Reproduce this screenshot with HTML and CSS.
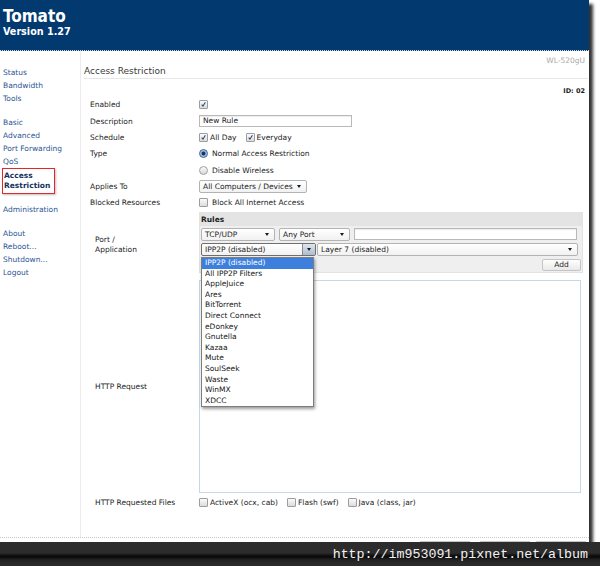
---
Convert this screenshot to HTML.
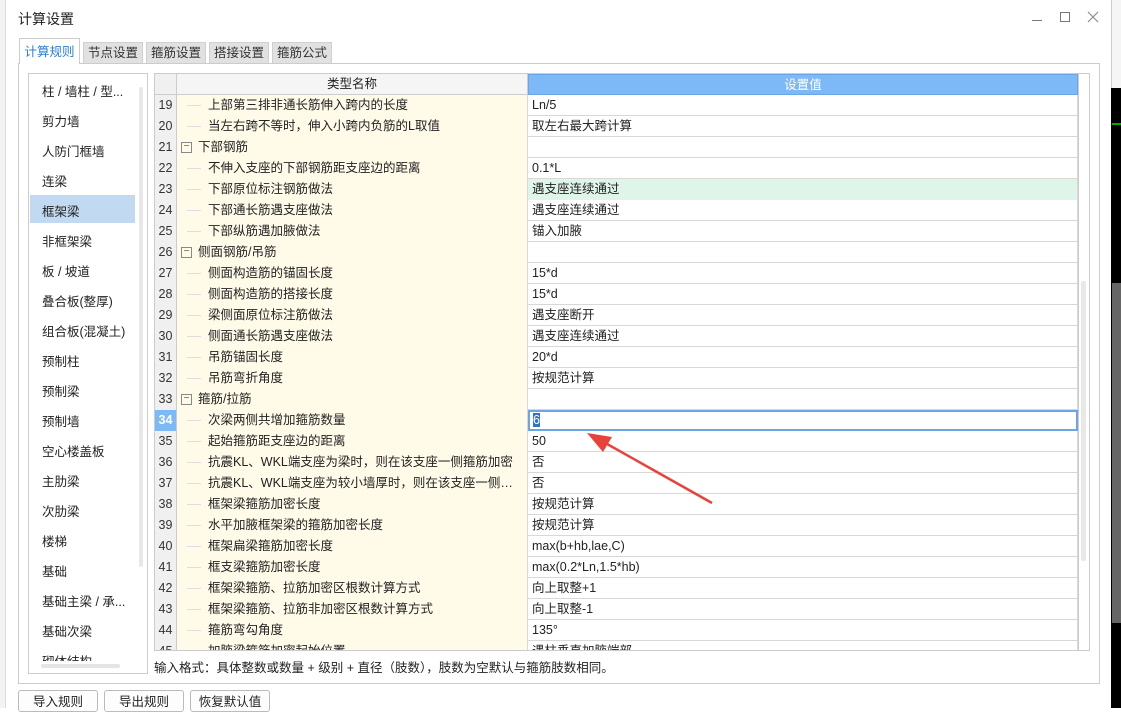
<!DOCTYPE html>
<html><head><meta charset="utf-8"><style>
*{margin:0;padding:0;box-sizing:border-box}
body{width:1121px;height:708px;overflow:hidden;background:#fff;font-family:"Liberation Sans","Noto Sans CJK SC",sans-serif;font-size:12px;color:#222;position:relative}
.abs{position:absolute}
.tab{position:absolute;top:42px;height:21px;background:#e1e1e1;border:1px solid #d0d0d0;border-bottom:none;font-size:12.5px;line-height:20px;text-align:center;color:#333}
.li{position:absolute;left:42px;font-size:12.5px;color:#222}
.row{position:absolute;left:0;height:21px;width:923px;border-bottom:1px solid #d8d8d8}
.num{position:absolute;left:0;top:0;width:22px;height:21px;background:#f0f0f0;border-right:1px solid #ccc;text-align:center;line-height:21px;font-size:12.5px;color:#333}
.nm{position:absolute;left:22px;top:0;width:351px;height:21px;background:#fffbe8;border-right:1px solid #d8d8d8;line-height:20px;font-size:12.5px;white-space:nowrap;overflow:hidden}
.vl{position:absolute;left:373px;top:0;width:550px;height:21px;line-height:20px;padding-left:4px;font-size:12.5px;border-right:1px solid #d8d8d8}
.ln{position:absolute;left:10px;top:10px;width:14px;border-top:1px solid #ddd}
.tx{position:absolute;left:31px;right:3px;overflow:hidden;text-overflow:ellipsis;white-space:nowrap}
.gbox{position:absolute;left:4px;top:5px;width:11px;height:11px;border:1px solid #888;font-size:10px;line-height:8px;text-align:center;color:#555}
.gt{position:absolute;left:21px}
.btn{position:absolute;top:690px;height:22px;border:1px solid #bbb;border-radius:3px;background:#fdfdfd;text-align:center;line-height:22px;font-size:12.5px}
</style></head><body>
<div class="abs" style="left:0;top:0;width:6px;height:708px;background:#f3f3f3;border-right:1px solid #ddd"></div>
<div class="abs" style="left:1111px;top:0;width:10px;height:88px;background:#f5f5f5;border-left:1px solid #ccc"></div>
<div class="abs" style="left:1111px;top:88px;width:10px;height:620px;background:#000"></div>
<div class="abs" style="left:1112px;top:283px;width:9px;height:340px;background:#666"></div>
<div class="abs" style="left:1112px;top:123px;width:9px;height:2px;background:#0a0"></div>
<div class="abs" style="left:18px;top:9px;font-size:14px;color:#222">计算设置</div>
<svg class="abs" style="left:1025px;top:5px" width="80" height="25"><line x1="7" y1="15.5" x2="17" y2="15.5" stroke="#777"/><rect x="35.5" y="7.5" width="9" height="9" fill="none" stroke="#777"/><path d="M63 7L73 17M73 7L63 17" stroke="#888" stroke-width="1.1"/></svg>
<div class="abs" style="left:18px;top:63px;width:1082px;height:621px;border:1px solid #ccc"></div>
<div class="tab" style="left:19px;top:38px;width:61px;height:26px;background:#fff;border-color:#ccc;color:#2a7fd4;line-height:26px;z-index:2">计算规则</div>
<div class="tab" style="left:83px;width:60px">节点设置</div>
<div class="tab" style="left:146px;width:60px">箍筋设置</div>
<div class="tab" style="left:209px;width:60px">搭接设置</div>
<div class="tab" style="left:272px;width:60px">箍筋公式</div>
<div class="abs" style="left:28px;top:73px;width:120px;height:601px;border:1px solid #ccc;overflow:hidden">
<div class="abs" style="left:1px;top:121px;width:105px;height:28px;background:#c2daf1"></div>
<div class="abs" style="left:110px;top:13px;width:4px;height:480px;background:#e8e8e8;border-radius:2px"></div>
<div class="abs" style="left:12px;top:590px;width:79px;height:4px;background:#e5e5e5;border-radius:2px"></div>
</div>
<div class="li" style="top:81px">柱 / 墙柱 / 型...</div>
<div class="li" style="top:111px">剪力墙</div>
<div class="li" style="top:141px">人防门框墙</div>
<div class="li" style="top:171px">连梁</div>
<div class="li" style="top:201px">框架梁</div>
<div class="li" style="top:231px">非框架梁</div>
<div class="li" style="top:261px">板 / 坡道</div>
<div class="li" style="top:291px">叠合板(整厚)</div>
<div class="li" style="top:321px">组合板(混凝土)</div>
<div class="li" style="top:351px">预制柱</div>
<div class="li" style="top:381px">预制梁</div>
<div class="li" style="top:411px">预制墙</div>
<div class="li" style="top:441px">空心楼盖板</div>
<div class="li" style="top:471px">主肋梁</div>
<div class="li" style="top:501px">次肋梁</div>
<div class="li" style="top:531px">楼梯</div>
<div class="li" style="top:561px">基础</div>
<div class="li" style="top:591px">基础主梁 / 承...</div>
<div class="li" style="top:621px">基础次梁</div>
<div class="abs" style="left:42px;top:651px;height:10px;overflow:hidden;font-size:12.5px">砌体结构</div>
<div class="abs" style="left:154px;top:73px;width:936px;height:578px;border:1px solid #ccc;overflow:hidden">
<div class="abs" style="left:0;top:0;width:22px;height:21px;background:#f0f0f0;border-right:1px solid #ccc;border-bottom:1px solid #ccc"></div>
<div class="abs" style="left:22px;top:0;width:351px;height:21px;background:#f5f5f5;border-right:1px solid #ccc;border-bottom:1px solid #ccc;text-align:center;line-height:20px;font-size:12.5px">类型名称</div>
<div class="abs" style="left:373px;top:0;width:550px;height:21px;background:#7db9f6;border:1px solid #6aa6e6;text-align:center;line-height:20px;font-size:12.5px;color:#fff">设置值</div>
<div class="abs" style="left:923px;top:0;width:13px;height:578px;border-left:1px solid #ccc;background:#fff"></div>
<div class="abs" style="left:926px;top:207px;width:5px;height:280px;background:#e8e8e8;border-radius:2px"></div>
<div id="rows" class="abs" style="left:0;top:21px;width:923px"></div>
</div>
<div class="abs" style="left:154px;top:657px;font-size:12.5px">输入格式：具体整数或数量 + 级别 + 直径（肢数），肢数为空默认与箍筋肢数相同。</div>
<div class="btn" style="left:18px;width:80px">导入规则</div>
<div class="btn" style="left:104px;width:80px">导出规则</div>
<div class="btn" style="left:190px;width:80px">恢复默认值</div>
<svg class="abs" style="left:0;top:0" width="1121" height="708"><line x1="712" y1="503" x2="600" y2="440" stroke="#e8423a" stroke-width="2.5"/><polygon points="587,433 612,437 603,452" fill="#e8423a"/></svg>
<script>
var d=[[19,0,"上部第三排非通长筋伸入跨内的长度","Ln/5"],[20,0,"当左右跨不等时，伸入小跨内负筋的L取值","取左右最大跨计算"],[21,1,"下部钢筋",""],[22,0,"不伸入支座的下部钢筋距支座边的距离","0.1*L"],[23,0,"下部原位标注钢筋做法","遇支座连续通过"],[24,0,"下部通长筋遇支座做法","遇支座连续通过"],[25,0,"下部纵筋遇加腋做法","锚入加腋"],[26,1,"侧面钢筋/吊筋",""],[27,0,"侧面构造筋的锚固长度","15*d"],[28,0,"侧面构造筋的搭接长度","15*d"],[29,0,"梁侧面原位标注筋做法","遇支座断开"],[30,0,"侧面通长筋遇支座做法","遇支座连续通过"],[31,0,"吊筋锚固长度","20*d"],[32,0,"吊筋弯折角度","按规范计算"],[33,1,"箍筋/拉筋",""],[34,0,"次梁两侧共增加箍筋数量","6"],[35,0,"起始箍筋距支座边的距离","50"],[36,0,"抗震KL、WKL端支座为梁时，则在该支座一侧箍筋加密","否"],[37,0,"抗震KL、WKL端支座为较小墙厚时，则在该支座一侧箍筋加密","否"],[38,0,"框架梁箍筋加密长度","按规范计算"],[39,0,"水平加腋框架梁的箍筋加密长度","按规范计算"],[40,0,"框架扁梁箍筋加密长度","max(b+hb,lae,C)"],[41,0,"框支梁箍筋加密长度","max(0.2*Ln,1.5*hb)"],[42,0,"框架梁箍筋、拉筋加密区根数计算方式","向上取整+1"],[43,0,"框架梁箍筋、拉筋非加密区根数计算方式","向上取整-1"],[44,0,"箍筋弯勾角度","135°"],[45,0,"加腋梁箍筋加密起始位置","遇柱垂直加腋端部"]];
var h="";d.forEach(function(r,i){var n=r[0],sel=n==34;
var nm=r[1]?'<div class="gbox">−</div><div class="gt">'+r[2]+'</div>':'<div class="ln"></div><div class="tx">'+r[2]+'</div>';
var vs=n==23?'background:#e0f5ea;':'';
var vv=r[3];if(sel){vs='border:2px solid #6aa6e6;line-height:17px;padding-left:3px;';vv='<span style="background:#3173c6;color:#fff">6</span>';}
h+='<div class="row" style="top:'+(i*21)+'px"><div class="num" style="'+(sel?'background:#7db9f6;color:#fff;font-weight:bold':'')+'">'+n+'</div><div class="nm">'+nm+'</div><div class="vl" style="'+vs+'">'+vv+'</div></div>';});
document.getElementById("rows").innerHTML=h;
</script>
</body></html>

• EXERCISE REQUIREMENTS: Pull out all lines containing "screenshot".

• WRITTEN ANSWER:
Reproduce this screenshot with HTML and CSS.
Convert this screenshot to HTML.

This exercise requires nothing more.